__Raw data__:
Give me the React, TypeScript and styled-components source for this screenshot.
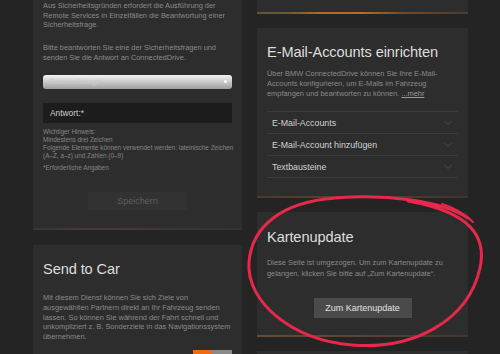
import React from "react";
import styled, { createGlobalStyle } from "styled-components";
import { ChevronDown } from "lucide-react";

const Global = createGlobalStyle`
  html, body { margin: 0; padding: 0; background: #242424; }
  body { font-family: "Liberation Sans", Arial, sans-serif; overflow: hidden; }
  * { box-sizing: border-box; }
`;

const Page = styled.div`
  position: relative;
  width: 500px;
  height: 354px;
  overflow: hidden;
  display: flex;
  align-items: flex-start;
  gap: 15px;
  padding-left: 33px;
  background: #242424;
`;

const Column = styled.div<{ $w: number; $gap: number }>`
  width: ${(p) => p.$w}px;
  display: flex;
  flex-direction: column;
  gap: ${(p) => p.$gap}px;
`;

const Card = styled.section<{ $pt: number; $pb: number; $h?: number }>`
  position: relative;
  background: #2d2d2d;
  padding: ${(p) => p.$pt}px 10px ${(p) => p.$pb}px;
  display: flex;
  flex-direction: column;
  ${(p) => (p.$h !== undefined ? `height: ${p.$h}px;` : "")}
`;

const Rule = styled.div<{ $bg: string }>`
  position: absolute;
  left: 0;
  right: 0;
  bottom: 0;
  height: 2px;
  background: ${(p) => p.$bg};
`;

const Title = styled.h2<{ $mt?: number }>`
  margin: ${(p) => p.$mt ?? 0}px 0 0;
  font-size: 14.6px;
  line-height: 18px;
  font-weight: 400;
  color: #dedede;
  letter-spacing: -0.1px;
`;

const Para = styled.p<{ $mt?: number; $lh?: number }>`
  margin: ${(p) => p.$mt ?? 0}px 0 0;
  font-size: 7.4px;
  line-height: ${(p) => p.$lh ?? 9.7}px;
  color: #8a8a8a;
  white-space: nowrap;
`;

const More = styled.span`
  text-decoration: underline;
  color: #9a9a9a;
`;

const Note = styled.div<{ $mt?: number }>`
  margin-top: ${(p) => p.$mt ?? 0}px;
  font-size: 6.4px;
  line-height: 8px;
  color: #858585;
  white-space: nowrap;
`;

const Select = styled.div`
  margin-top: 12px;
  height: 15px;
  border-radius: 3px;
  background: linear-gradient(#f4f4f4 0%, #dadada 30%, #b8b8b8 70%, #9e9e9e 100%);
  display: flex;
  align-items: center;
  justify-content: space-between;
  padding: 0 5px 0 6px;
  font-size: 7px;
  color: #c9c9c9;
`;

const Dot = styled.span`
  width: 3px;
  height: 3px;
  border-radius: 50%;
  background: #fff;
`;

const Input = styled.div`
  margin-top: 14px;
  height: 20px;
  background: #1c1c1c;
  display: flex;
  align-items: center;
  padding-left: 7px;
  font-size: 8.4px;
  color: #cfcfcf;
`;

const Button = styled.div<{ $mt: number; $w: number; $h: number; $bg: string; $fg: string }>`
  margin-top: ${(p) => p.$mt}px;
  align-self: center;
  width: ${(p) => p.$w}px;
  height: ${(p) => p.$h}px;
  background: ${(p) => p.$bg};
  color: ${(p) => p.$fg};
  font-size: 9px;
  display: flex;
  align-items: center;
  justify-content: center;
`;

const Toggle = styled.div`
  margin-top: 8px;
  align-self: flex-end;
  display: flex;
  height: 12px;
`;

const ToggleHalf = styled.span<{ $bg: string; $w: number }>`
  width: ${(p) => p.$w}px;
  background: ${(p) => p.$bg};
`;

const List = styled.ul`
  list-style: none;
  margin: 12px 0 0;
  padding: 0;
  border-top: 1px solid #3b3b3b;
`;

const Row = styled.li`
  height: 22px;
  border-bottom: 1px solid #3b3b3b;
  display: flex;
  align-items: center;
  justify-content: space-between;
  padding: 0 4px 0 5px;
  font-size: 8.8px;
  color: #d2d2d2;
`;

const Overlay = styled.svg`
  position: absolute;
  left: 0;
  top: 0;
  pointer-events: none;
`;

const rows = ["E-Mail-Accounts", "E-Mail-Account hinzufügen", "Textbausteine"];

export default function App() {
  return (
    <>
      <Global />
      <Page>
        <Column $w={209} $gap={15}>
          <Card $pt={1} $pb={20} $h={230}>
            <Para>
              Aus Sicherheitsgründen erfordert die Ausführung der
              <br />
              Remote Services in Einzelfällen die Beantwortung einer
              <br />
              Sicherheitsfrage.
            </Para>
            <Para $mt={13}>
              Bitte beantworten Sie eine der Sicherheitsfragen und
              <br />
              senden Sie die Antwort an ConnectedDrive.
            </Para>
            <Select>
              <span>Sicherheitsfrage*</span>
              <Dot />
            </Select>
            <Input>Antwort:*</Input>
            <Note $mt={5}>
              Wichtiger Hinweis:
              <br />
              Mindestens drei Zeichen
              <br />
              Folgende Elemente können verwendet werden: lateinische Zeichen
              <br />
              (A–Z, a–z) und Zahlen (0–9)
            </Note>
            <Note $mt={4}>*Erforderliche Angaben</Note>
            <Button $mt={20} $w={99} $h={18} $bg="#323232" $fg="#5e5e5e">
              Speichern
            </Button>
            <Rule $bg="linear-gradient(90deg, #3a3431, #4a3b35 30%, #3d3532 70%, #353232)" />
          </Card>
          <Card $pt={15} $pb={0}>
            <Title>Send to Car</Title>
            <Para $mt={15} $lh={9.8}>
              Mit diesem Dienst können Sie sich Ziele von
              <br />
              ausgewählten Partnern direkt an Ihr Fahrzeug senden
              <br />
              lassen. So können Sie während der Fahrt schnell und
              <br />
              unkompliziert z. B. Sonderziele in das Navigationssystem
              <br />
              übernehmen.
            </Para>
            <Toggle>
              <ToggleHalf $bg="#f06a12" $w={19} />
              <ToggleHalf $bg="#8a8a8a" $w={20} />
            </Toggle>
          </Card>
        </Column>

        <Column $w={211} $gap={14}>
          <Card $pt={0} $pb={0} $h={14}>
            <Rule $bg="linear-gradient(90deg, #5b5440 0%, #6e5a3a 15%, #b8661e 30%, #c06a1c 50%, #6e4a2e 70%, #4a3a32 100%)" />
          </Card>
          <Card $pt={15} $pb={18} $h={170}>
            <Title>E-Mail-Accounts einrichten</Title>
            <Para $mt={8} $lh={10}>
              Über BMW ConnectedDrive können Sie Ihre E-Mail-
              <br />
              Accounts konfigurieren, um E-Mails im Fahrzeug
              <br />
              empfangen und beantworten zu können. <More>...mehr</More>
            </Para>
            <List>
              {rows.map((r) => (
                <Row key={r}>
                  <span>{r}</span>
                  <ChevronDown size={12} strokeWidth={1.4} color="#5c5c5c" />
                </Row>
              ))}
            </List>
            <Rule $bg="linear-gradient(90deg, #4d3a2e, #5a4030 40%, #3e3530 100%)" />
          </Card>
          <Card $pt={16} $pb={17} $h={125}>
            <Title>Kartenupdate</Title>
            <Para $mt={12} $lh={10.5}>
              Diese Seite ist umgezogen. Um zum Kartenupdate zu
              <br />
              gelangen, klicken Sie bitte auf „Zum Kartenupdate“.
            </Para>
            <Button $mt={19} $w={98} $h={20} $bg="#4a4a4a" $fg="#e2e2e2">
              Zum Kartenupdate
            </Button>
            <Rule $bg="linear-gradient(90deg, #6a4a30, #5c4432 50%, #40362f 100%)" />
          </Card>
          <Card $pt={0} $pb={0} $h={20} />
        </Column>

        <Overlay width="500" height="354" viewBox="0 0 500 354">
          <path
            d="M 468 218 C 440 200, 385 194, 335 198 C 282 202, 252 226, 249 262 C 246 302, 292 340, 352 345 C 412 350, 468 322, 480 268 C 487 236, 470 212, 408 201"
            fill="none"
            stroke="#e8284a"
            strokeWidth="3"
            strokeLinecap="round"
          />
          <path d="M 442 204 C 455 208, 465 214, 473 222" fill="none" stroke="#e8284a" strokeWidth="2" strokeLinecap="round" />
        </Overlay>
      </Page>
    </>
  );
}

__Objective__:
Select and copy each line from the data that includes the word "components".

__Response for this exercise__:
Give me the React, TypeScript and styled-components source for this screenshot.
import styled, { createGlobalStyle } from "styled-components";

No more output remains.